Key: All appointed by governor of Ifriqiya except (*) elected internally by Andalusians; (**) appointed directly by Caliph; (***) forcibly imposed by Syrian regiments

- Musa ibn Nusair al-Lakhmi, 712 – September 714 (also governor of Ifriqiya)
- Abd al-Aziz ibn Musa, September 714 – March 716
- Ayyub ibn Habib al-Lakhmi, March 716 – August 716 (*)
- al-Hurr ibn Abd al-Rahman al-Thaqafi, August 716 – March 719
- al-Samh ibn Malik al-Khawlani, March 719 – June 721 (**)
- Abd al-Rahman ibn Abd Allah al-Ghafiqi, July 721 (*)
- Anbasa ibn Suhaym al-Kalbi, August 721 – January 726
- Udhra ibn Abd Allah al-Fihri, January 726 – March 726 (*)
- Yahya ibn Salama al-Kalbi, March 726 – June 728
- Hudhaifa ibn al-Ahwas al-Ashja'i, June 728 – December 728
- Uthman ibn Abi Nis'a al-Khath'ami, December 728 – April 729
- al-Haytham ibn Ubayd al-Kilabi, April 729 – February 730
- Muhammad ibn Abd Allah al-Ashja'i, February 730 – March 730
- Abd al-Rahman ibn Abd Allah al-Ghafiqi, March 730 – October 732 (2nd time, by appointment)
- Abd al-Malik ibn Katan al-Fihri, December 732 – November 734
- Uqba ibn al-Hajjaj al-Saluli, November 734 – December 740
- Abd al-Malik ibn Katan al-Fihri, December 740 – March 742 (*)
- Balj ibn Bishr al-Qushayri, March 742 – August 742 (**/***, technically also governor of Ifriqiya)
- Thalaba ibn Salama al-Amili, August 742 – May 743 (***)
- Abu'l-Khattar al-Husam ibn Darar al-Kalbi, May 743 – August 745
- Thuwaba ibn Salama al-Judhami, August 745 – October 746 (***)
- Abd al-Rahman ibn Qatir al-Lakhmi, October 746 – January 747 (qadi, temporary)
- Yusuf ibn Abd al-Rahman al-Fihri, January 747 – May 756 (*)

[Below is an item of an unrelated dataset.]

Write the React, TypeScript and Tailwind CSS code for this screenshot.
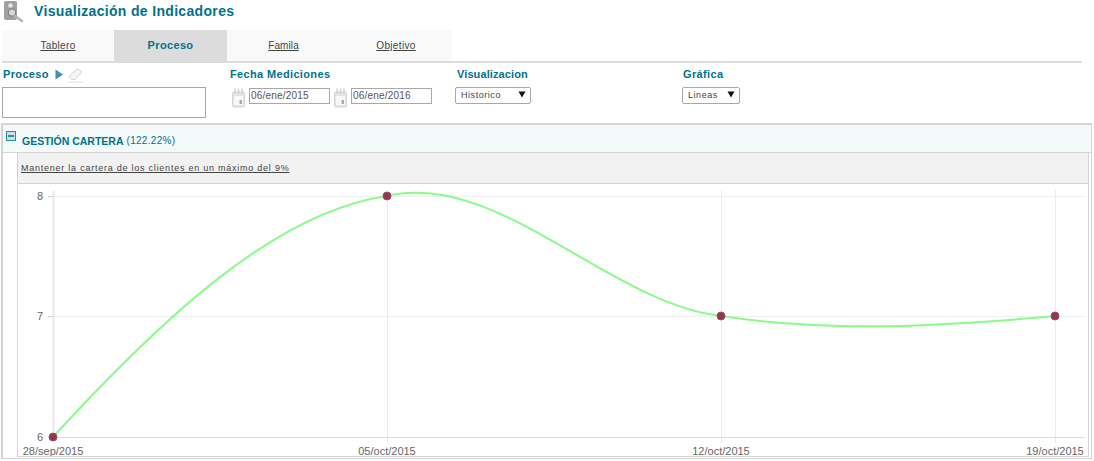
import React from "react";

const Cal = () => (
  <svg width="13" height="20" viewBox="0 0 13 20" className="shrink-0">
    <rect x="0.500" y="4" width="12" height="15" rx="1.500" fill="#e4e4e4" stroke="#d4d4d4" />
    <rect x="2" y="8" width="9" height="9" fill="#f8f8f8" />
    <path d="M3 0.500v5M6.500 0.500v5M10 0.500v5" stroke="#c8c8c8" strokeWidth="1.200" />
    <rect x="7.500" y="12" width="2.500" height="4" fill="#8fb4c4" />
  </svg>
);

const Select = ({ label, w }: { label: string; w: string }) => (
  <div className={`${w} h-[17px] mt-[5px] border border-[#a8a8a8] rounded-[2px] flex items-center justify-between pl-[5px] pr-[4px] text-[9px] tracking-[0.55px] text-[#444]`}>
    <span>{label}</span>
    <svg width="8" height="7" viewBox="0 0 8 7" className="mb-[2px]"><path d="M0.500 0.500h7L4 6.500z" fill="#111" /></svg>
  </div>
);

const Label = ({ children, tight }: { children: React.ReactNode; tight?: boolean }) => (
  <div className={`h-[15px] leading-[15px] text-[11px] font-bold text-[#00728c] ${tight ? "tracking-[0.1px]" : "tracking-[0.35px]"}`}>{children}</div>
);

const tabs: [string, boolean, string][] = [
  ["Tablero", false, "w-[112px] tracking-[0.35px]"],
  ["Proceso", true, "w-[113px]"],
  ["Famila", false, "w-[113px] tracking-[0.1px]"],
  ["Objetivo", false, "w-[112px] tracking-[0.35px]"],
];

export default function App() {
  return (
    <div className="w-[1094px] h-[461px] overflow-hidden bg-white font-['Liberation_Sans',Arial,sans-serif] flex flex-col">
      <div className="h-[30px] flex items-start">
        <svg width="24" height="23" viewBox="0 0 24 23" className="ml-[1px]">
          <path d="M3 3a2 2 0 0 1 2-2h9a2 2 0 0 1 2 2v15a2 2 0 0 1-2 2H5a2 2 0 0 1-2-2z" fill="#a0a0a0" />
          <circle cx="9.500" cy="5.500" r="2.300" fill="#e4e4e4" />
          <circle cx="11" cy="12.500" r="3.700" fill="#d8d8d8" stroke="#808080" strokeWidth="1.200" />
          <path d="M14 16l7 5" stroke="#b4b4b4" strokeWidth="2.500" strokeLinecap="round" />
        </svg>
        <h1 className="ml-[9px] mt-[2px] text-[14px] leading-[18px] font-bold tracking-[0.33px] text-[#00728c]">Visualización de Indicadores</h1>
      </div>
      <div className="mx-[2px] w-[1080px] h-[33px] border-b-2 border-[#dcdcdc] flex">
        {tabs.map(([t, active, cls]) => (
          <div
            key={t}
            className={
              active
                ? `${cls} h-[31px] bg-[#dcdcdc] flex items-center justify-center text-[11px] font-bold tracking-[0.35px] text-[#00728c]`
                : `${cls} h-[31px] bg-[#f9f9f9] flex items-center justify-center text-[10px] underline text-[#444]`
            }
          >
            {t}
          </div>
        ))}
      </div>
      <div className="h-[60px] flex pl-[3px] pt-[4px]">
        <div className="w-[227px]">
          <div className="flex items-center h-[15px]">
            <Label>Proceso</Label>
            <svg width="8" height="11" viewBox="0 0 8 11" className="ml-[6px]"><path d="M0.500 0.500L8 5.500 0.500 10.500z" fill="#3e93a8" /></svg>
            <svg width="17" height="16" viewBox="0 0 17 16" className="ml-[4px]">
              <path d="M2 9.500l8-8 5 3.500-7 7.500H4.500z" fill="#f4f4f4" stroke="#d4d4d4" />
              <path d="M1 15h15" stroke="#e0e0e0" />
            </svg>
          </div>
          <div className="mt-[5px] -ml-[1px] w-[204px] h-[31px] border border-[#a8a8a8]" />
        </div>
        <div className="w-[227px]">
          <Label>Fecha Mediciones</Label>
          <div className="flex items-start mt-[6px] ml-[2px]">
            <Cal />
            <div className="ml-[4px] w-[81px] h-[16px] border border-[#a8a8a8] pl-[1px] text-[10px] leading-[14px] text-[#555] tracking-[0.2px]">06/ene/2015</div>
            <div className="ml-[4px]"><Cal /></div>
            <div className="ml-[4px] w-[81px] h-[16px] border border-[#a8a8a8] pl-[1px] text-[10px] leading-[14px] text-[#555] tracking-[0.2px]">06/ene/2016</div>
          </div>
        </div>
        <div className="w-[226px]">
          <Label tight>Visualizacion</Label>
          <div className="-ml-[2px]"><Select label="Historico" w="w-[76px]" /></div>
        </div>
        <div>
          <Label>Gráfica</Label>
          <div className="-ml-[1px]"><Select label="Lineas" w="w-[58px]" /></div>
        </div>
      </div>
      <div className="ml-[1px] w-[1091px] h-[336px] border-l-2 border-t-2 border-r border-b border-[#d4d4d4] flex flex-col">
        <div className="h-[28px] shrink-0 bg-[#f4f9fa] border-b border-[#d4d4d4] flex pl-[3px]">
          <svg width="10" height="10" viewBox="0 0 10 10" className="mt-[6px]">
            <rect x="0.500" y="0.500" width="9" height="9" fill="#cfe0e4" stroke="#2f8aa0" />
            <path d="M2 5h6" stroke="#00728c" strokeWidth="1.500" />
          </svg>
          <span className="ml-[6px] mt-[10px] text-[10.500px] leading-[12px] font-bold text-[#00728c]">GESTIÓN CARTERA</span>
          <span className="ml-[3px] mt-[10px] text-[10px] leading-[12px] text-[#00728c] tracking-[0.3px]">(122.22%)</span>
        </div>
        <div className="ml-[14px] mr-[2px] h-[304px] shrink-0 border-l border-b border-r border-[#d4d4d4] flex flex-col">
          <div className="h-[31px] shrink-0 bg-[#f2f2f2] border-b border-[#d4d4d4] flex items-center pl-[3px] pt-[1px] text-[9px] tracking-[0.76px] underline text-[#444]">
            Mantener la cartera de los clientes en un máximo del 9%
          </div>
          <svg width="1069" height="272" viewBox="18 184 1069 272" className="block font-['Liberation_Sans',Arial,sans-serif]">
            <path d="M53 196.500H1085M53 316.500H1085" stroke="#efefef" />
            <path d="M387.500 190V443M721.500 190V443M1055.500 190V443" stroke="#ececec" />
            <path d="M53.500 191V437" stroke="#e8e8e8" strokeWidth="2" />
            <path d="M48 196.500h5M48 316.500h5" stroke="#d0d0d0" />
            <path d="M48 437.500H1085" stroke="#dadada" />
            <path
              d="M53 437C164 316 276 212 387 196C498 170 610 304 721 316C832 333 944 326 1055 316"
              fill="none"
              stroke="#8cfb8c"
              strokeWidth="2"
            />
            {[
              [53, 437],
              [387, 196],
              [721, 316],
              [1055, 316],
            ].map(([x, y]) => (
              <circle key={x} cx={x} cy={y} r="4" fill="#8e3a48" stroke="#a04c78" strokeWidth="1" />
            ))}
            {[
              ["8", 196],
              ["7", 316],
              ["6", 437],
            ].map(([t, y]) => (
              <text key={t as string} x="43" y={(y as number) + 4} textAnchor="end" fontSize="11" fill="#666">{t as string}</text>
            ))}
            {[
              ["28/sep/2015", 53],
              ["05/oct/2015", 387],
              ["12/oct/2015", 721],
              ["19/oct/2015", 1055],
            ].map(([t, x]) => (
              <text key={t as string} x={x as number} y="455" textAnchor="middle" fontSize="11" fill="#666">{t as string}</text>
            ))}
          </svg>
        </div>
      </div>
    </div>
  );
}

==Independent rulers of al-Andalus==

===Umayyad emirs of Córdoba===
In 750, the Abbasid Revolution overthrew the Umayyad caliphate in Damascus. An Umayyad prince, Abd ar-Rahman I, escaped to al-Andalus and set up the independent Emirate of Cordoba.
- Abd ar-Rahman I, 756–788
- Al-Ala ibn Mughith al-Judhami (763), Abbasid counter-claimant
- Abd al-Rahman ibn Habib al-Fihri al-Siqlabi (777), Abbasid counter-claimant
- Hisham I, 788–796
- al-Hakam I, 796–822
- Abd ar-Rahman II, 822–852
- Muhammad I, 852–886
- al-Mundhir, 886–888
- Abdallah ibn Muhammad, 888–912
- Abd ar-Rahman III, 912–929

===Umayyad caliphs of Córdoba===
In 929, the Emir Abd ar-Rahman III, proclaimed himself the Caliph, the leader of the Islamic world, in competition with the Abbasid and the Fatimid caliphates which were also active at this time.
- Abd ar-Rahman III, as caliph, 929–961
- Al-Hakam II, 961–976
- Hisham II, 976–1008
- Muhammad II, 1008–1009
- Sulayman II, 1009–1010
- Hisham II, restored, 1010–1012
- Sulayman II, restored, 1012–1016
- Al-Mu'ayti, rival, 1014–1016
- Abd ar-Rahman IV, 1017

===Hammudid caliphs of Córdoba===

- Ali ibn Hammud al-Nasir, 1016–1018
- Al-Qasim ibn Hammud al-Ma'mu, 1018–1021
- Yahya ibn Ali ibn Hammud al-Mu'tali, 1021–1023
- Al-Qasim ibn Hammud al-Ma'mu, 1023 (restored)

===Umayyad caliphs of Córdoba (restored)===

- Abd-ar-Rahman V, 1023–1024
- Muhammad III, 1024–1025
- interreign of Yahya ibn Ali ibn Hammud al-Mu'tali, 1025–1026
- Hisham III, 1026–1031

Collapse of the Caliphate of Córdoba, end of the Umayyads, beginning of the first Taifa period.